Indeed, 2020 gave even the most battle-tested farmers all they could handle, says Jim Knuth, Sr. VP of Farm Credit Services of America.

“It’s a difficult agricultural year to describe because there’s not another one to compare it to,” he says.

Soybean sales opportunities for farmers were scarce as prices were dogged throughout most of the year by lackluster demand and strong global supplies. Forty percent of farm income, Knuth says, came courtesy of the federal government – a direct result of trade tensions with China and a looming presidential election. 

As combines rolled, lower ending stocks and better supply-side forecasts for grains and oilseeds emerged. A rally in soybean prices combined with federal disaster aid will help keep most farmers whole as they close the books on 2020. 

“We’ve had a disaster year with weather, but not necessarily financially,” says Knuth. “That said, without government support, it would have been an entirely different story for a lot of farmers.”

But all bets are off for 2021.

“With no election and trade conflicts moderating, it’s reasonable to assume the federal government won’t replicate the financial support next year,” Knuth says.

Therefore, farmers must be disciplined marketers, capitalizing on price rallies and taking profit opportunities when they arise. 

He also advises making the most of record low interest rates by restructuring or refinancing real estate debt – or both.

"Farmers are realizing the power of amortization,” says Knuth. 

The length of a loan, he says, makes a big difference, even more than the interest rate.

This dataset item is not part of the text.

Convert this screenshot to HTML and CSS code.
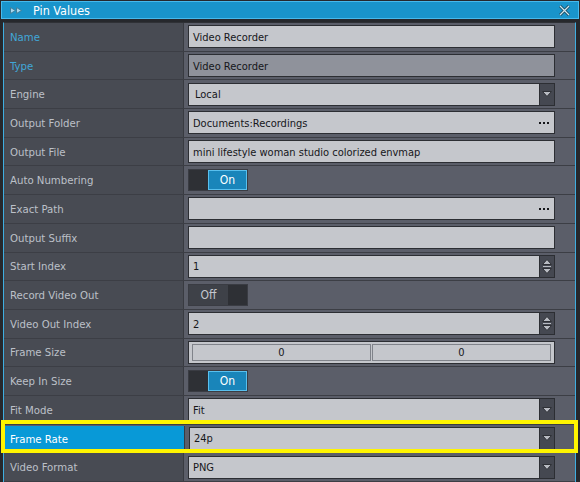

When done in combination, however, farmers can lower the fixed costs of their fixed assets, retain more working capital and better adjust to low-margin scenarios.

“You can’t run a business without cash flow,” says Knuth. “Revising the terms of loans can help.” 

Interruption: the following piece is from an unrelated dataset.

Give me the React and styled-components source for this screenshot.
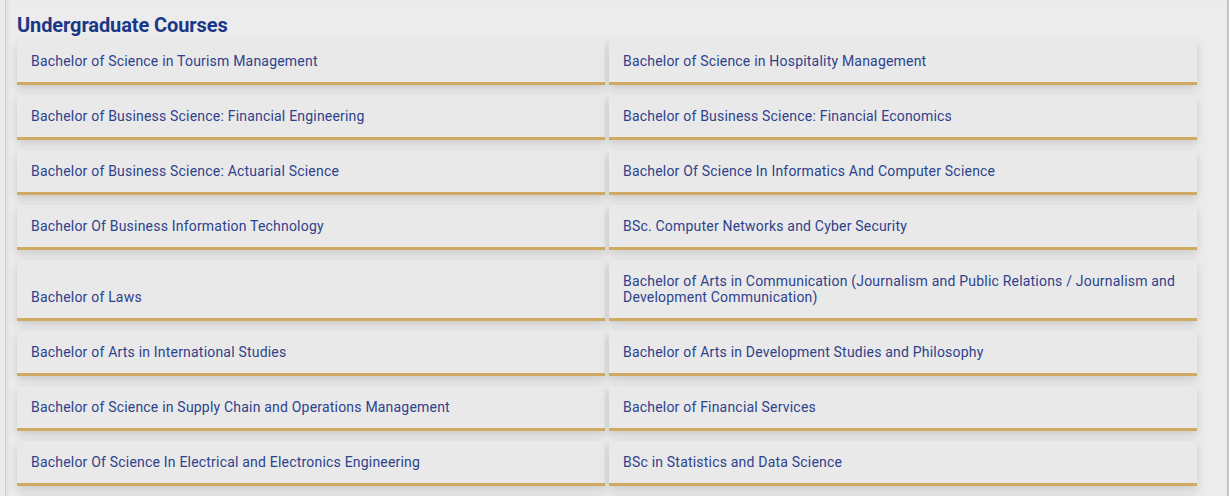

He expects the low-interest rate environment to remain another 2-3 years. Election outcomes, Knuth says, rarely impact the fed’s approach to interest rates.

However, without the financial equalizer of government support in 2021, farmers need to scrutinize their costs of production and drive them as low as possible.

“Reliance on government payments can’t be part of next year’s business plan,” Knuth says. “This means projected cash flows and business plans need to stand on their own.” 

Land values and cash rents are expected to remain strong. Farmland continues to be a sought-after asset to own as its return on investment beats interest rates, which are historically low.”

“We expect the trend of strong interest in owning farm ground will continue,” Knuth adds. “There’s a lot of capital in Iowa. Willing and able buyers are not hard to find.”

With harvest completed, Knuth encourages farmers to act proactively on restructuring loans, debt and amortization.

“Farmers have a window to do something,” he says. “It’s wise not to let this historic opportunity pass you by just because you may add a few years to a loan and think it will cost you money. This is not the time to be penny-wise and pound foolish.”

He also encourages farmers to consider how they will use the current grain commodity pricing opportunities to their advantage.

“We can sell old crop grain and new crop grain at profitable levels. What a way to end 2020.”